Even after leaving Starye Dorogi, the survivors of Auschwitz find themselves caught in a maddening limbo. They feel that they should be traveling south to Italy. Instead, they are traveling north, through towns which they have already passed. After being trapped in the hellish camps, they are now trapped in the purgatory-like confusion of the Soviet bureaucracy.
“We climbed into our trucks with heavy hearts. We had felt no joy in seeing Vienna undone and the Germans broken, but rather anguish.”

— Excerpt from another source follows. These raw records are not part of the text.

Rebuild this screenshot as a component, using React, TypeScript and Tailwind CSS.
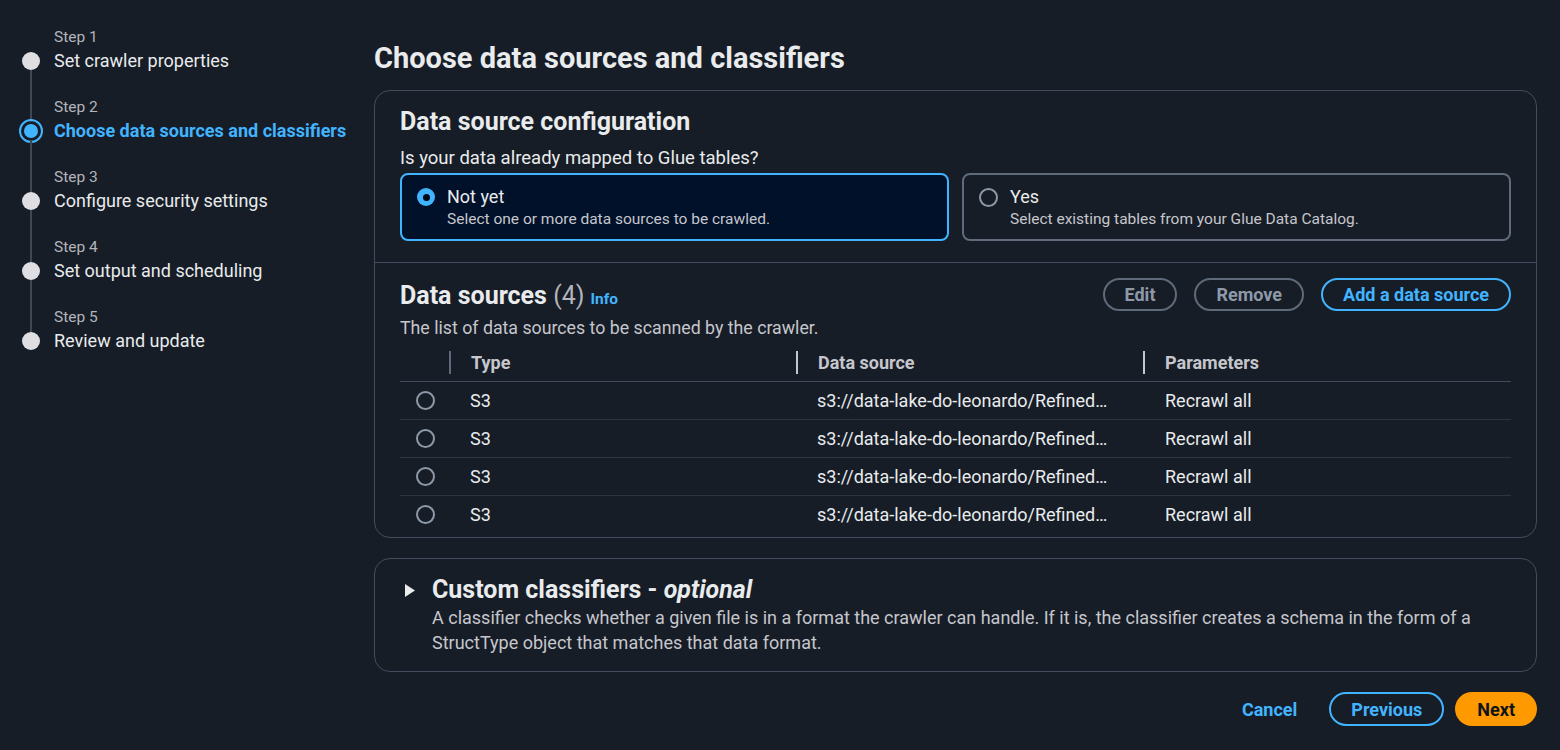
import { Fragment } from "react";

const steps = [
  { n: 1, title: "Set crawler properties" },
  { n: 2, title: "Choose data sources and classifiers", active: true },
  { n: 3, title: "Configure security settings" },
  { n: 4, title: "Set output and scheduling" },
  { n: 5, title: "Review and update" },
];

const rows = Array.from({ length: 4 }, () => ({
  type: "S3",
  source: "s3://data-lake-do-leonardo/Refined…",
  params: "Recrawl all",
}));

const StepNav = () => (
  <nav className="w-[374px] shrink-0 pl-5 pt-[27px]">
    {steps.map((s, i) => (
      <div key={s.n} className="flex">
        <div className="flex w-[22px] flex-col items-center mr-[12px]">
          <div className={i === 0 ? "h-[25px] w-[2px]" : "h-[25px] w-[2px] bg-[#424650]"} />
          {s.active ? (
            <div className="-my-[3px] flex h-[24px] w-[24px] shrink-0 items-center justify-center rounded-full border-2 border-[#42b4ff]">
              <div className="h-[14px] w-[14px] rounded-full bg-[#42b4ff]" />
            </div>
          ) : (
            <div className="h-[18px] w-[18px] shrink-0 rounded-full bg-[#dedee3]" />
          )}
          <div className={i < steps.length - 1 ? "w-[2px] flex-1 bg-[#424650]" : "w-[2px] flex-1"} />
        </div>
        <div className="pb-[22px]">
          <div className="text-[15.5px] leading-[20px] text-[#b4b4bb]">Step {s.n}</div>
          <div
            className={
              s.active
                ? "text-[18px] leading-[28px] font-bold text-[#42b4ff]"
                : "text-[18px] leading-[28px] text-[#e9ebed]"
            }
          >
            {s.title}
          </div>
        </div>
      </div>
    ))}
  </nav>
);

const Radio = ({ checked }: { checked?: boolean }) =>
  checked ? (
    <div className="flex h-[18px] w-[18px] items-center justify-center rounded-full bg-[#42b4ff]">
      <div className="h-[7px] w-[7px] rounded-full bg-[#000716]" />
    </div>
  ) : (
    <div className="h-[19px] w-[19px] rounded-full border-2 border-[#8d99a8]" />
  );

const Tile = ({
  checked,
  label,
  desc,
}: {
  checked?: boolean;
  label: string;
  desc: string;
}) => (
  <div
    className={
      checked
        ? "flex h-[68px] flex-1 gap-[12px] rounded-[8px] border-2 border-[#42b4ff] bg-[#001129] pl-[15px] pr-[14px] pt-[10px]"
        : "flex h-[68px] flex-1 gap-[12px] rounded-[8px] border-2 border-[#5f6b7a] pl-[15px] pr-[14px] pt-[10px]"
    }
  >
    <div className="pt-[3px]">
      <Radio checked={checked} />
    </div>
    <div>
      <div className="text-[18px] leading-[24px] text-[#e9ebed]">{label}</div>
      <div className="text-[15.5px] leading-[20px] text-[#c6c6cd]">{desc}</div>
    </div>
  </div>
);

const Pill = ({ children, variant }: { children: string; variant: "muted" | "blue" }) => (
  <button
    className={
      variant === "blue"
        ? "h-[33px] rounded-full border-2 border-[#42b4ff] px-[20px] text-[18px] font-bold text-[#42b4ff]"
        : "h-[33px] rounded-full border-2 border-[#5f6b7a] px-[20px] text-[18px] font-bold text-[#8d99a8]"
    }
  >
    {children}
  </button>
);

const HeaderCell = ({ children, divider }: { children?: string; divider?: string }) => (
  <div className="flex h-[37px] items-center">
    {divider && <div className={`h-[23px] w-[2px] mr-[20px] ${divider}`} />}
    <span className="text-[18px] font-bold text-[#c6c6cd]">{children}</span>
  </div>
);

export default function App() {
  return (
    <div
      className="flex min-h-[750px] w-[1560px] bg-[#161d26] text-[#e9ebed]"
      style={{ fontFamily: "Roboto, 'Open Sans', sans-serif" }}
    >
      <StepNav />
      <main className="w-[1163px] pt-[39px]">
        <h1 className="text-[29px] leading-[38px] font-bold text-[#e9ebed]">
          Choose data sources and classifiers
        </h1>

        <section className="mt-[13px] rounded-[16px] border border-[#414d5c]">
          <div className="px-[25px] pt-[16px] pb-[21px]">
            <h2 className="text-[25px] leading-[30px] font-bold">Data source configuration</h2>
            <p className="mt-[9px] text-[18.5px] leading-[24px] text-[#e9ebed]">
              Is your data already mapped to Glue tables?
            </p>
            <div className="mt-[3px] flex gap-[13px]">
              <Tile checked label="Not yet" desc="Select one or more data sources to be crawled." />
              <Tile label="Yes" desc="Select existing tables from your Glue Data Catalog." />
            </div>
          </div>
          <div className="h-px bg-[#414d5c]" />
          <div className="px-[25px] pt-[18px]">
            <div className="flex items-start justify-between">
              <div>
                <div className="flex items-baseline gap-[6px]">
                  <h2 className="text-[25px] leading-[30px] font-bold">
                    Data sources <span className="font-normal text-[#b4b4bb]">(4)</span>
                  </h2>
                  <span className="text-[15.5px] font-bold text-[#42b4ff]">Info</span>
                </div>
                <p className="mt-[5px] text-[17.75px] leading-[24px] text-[#c6c6cd]">
                  The list of data sources to be scanned by the crawler.
                </p>
              </div>
              <div className="mt-[-3px] flex gap-[17px]">
                <Pill variant="muted">Edit</Pill>
                <Pill variant="muted">Remove</Pill>
                <Pill variant="blue">Add a data source</Pill>
              </div>
            </div>

            <div className="mt-[4px] grid grid-cols-[49px_347px_347px_1fr] text-[18px]">
              <HeaderCell />
              <HeaderCell divider="bg-[#5f6b7a]">Type</HeaderCell>
              <HeaderCell divider="bg-[#c6c6cd]">Data source</HeaderCell>
              <HeaderCell divider="bg-[#c6c6cd]">Parameters</HeaderCell>
              <div className="col-span-4 h-px bg-[#414d5c]" />
              {rows.map((r, i) => (
                <Fragment key={i}>
                  <div className="flex h-[37px] items-center pl-[16px]">
                    <Radio />
                  </div>
                  <div className="flex items-center pl-[21px] text-[#e9ebed]">{r.type}</div>
                  <div className="flex items-center overflow-hidden pl-[21px] pr-[20px]">
                    <span className="truncate">{r.source}</span>
                  </div>
                  <div className="flex items-center pl-[22px]">{r.params}</div>
                  {i < rows.length - 1 && <div className="col-span-4 h-px bg-[#2c343f]" />}
                </Fragment>
              ))}
            </div>
          </div>
          <div className="h-[4px]" />
        </section>

        <section className="mt-[20px] rounded-[16px] border border-[#414d5c] px-[25px] pt-[16px] pb-[16px]">
          <div className="flex gap-[12px]">
            <svg width="20" height="30" viewBox="0 0 20 30" className="shrink-0">
              <path d="M5 9 L15 15.5 L5 22 Z" fill="#e9ebed" />
            </svg>
            <div>
              <h2 className="text-[25px] leading-[30px] font-bold">
                Custom classifiers - <i>optional</i>
              </h2>
              <p className="text-[18px] leading-[25px] text-[#c6c6cd]">
                A classifier checks whether a given file is in a format the crawler can handle. If it is, the classifier creates a schema in the form of a StructType object that matches that data format.
              </p>
            </div>
          </div>
        </section>

        <div className="mt-[20px] flex items-center justify-end">
          <button className="mr-[12px] px-[20px] text-[18px] font-bold text-[#42b4ff]">Cancel</button>
          <button className="h-[34px] rounded-full border-2 border-[#42b4ff] px-[20px] text-[18px] font-bold text-[#42b4ff]">
            Previous
          </button>
          <button className="ml-[11px] h-[34px] rounded-full bg-[#ff9900] px-[22px] text-[18px] font-bold text-[#0f141a]">
            Next
          </button>
        </div>
      </main>
    </div>
  );
}
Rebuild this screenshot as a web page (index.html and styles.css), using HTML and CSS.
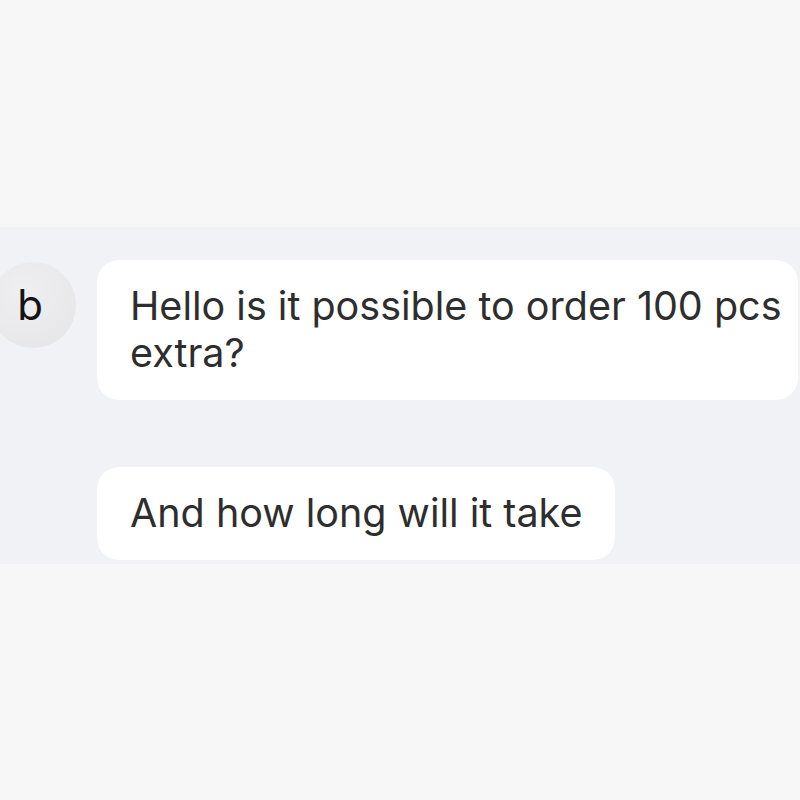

Seeing the broken German cities brings no relief to Levi and the other prisoners. He is not alone in his disappointment at seeing Vienna. There is no catharsis or satisfaction in seeing the destruction, only more anguish. Levi’s journey toward reconciliation seems to have no end, even as he gets closer and closer to home.
“And in fact, as the dream proceeds, slowly or brutally, each time in a different way, everything collapses and disintegrates around me.”
Having returned to Italy and reached his family in Turin, part of Levi remains in the camps, reflecting The Impacts of Trauma. Auschwitz is imprinted on his memory, so much so that his dreams dissolve into memories of his traumatic past. The present feels as though it is in a state of collapse, as everything seems fragile and precarious. Levi has returned home as a changed man, someone who will never be able to leave his past behind. His trauma is a symbolic prison camp, one from which he will never be able to truly escape.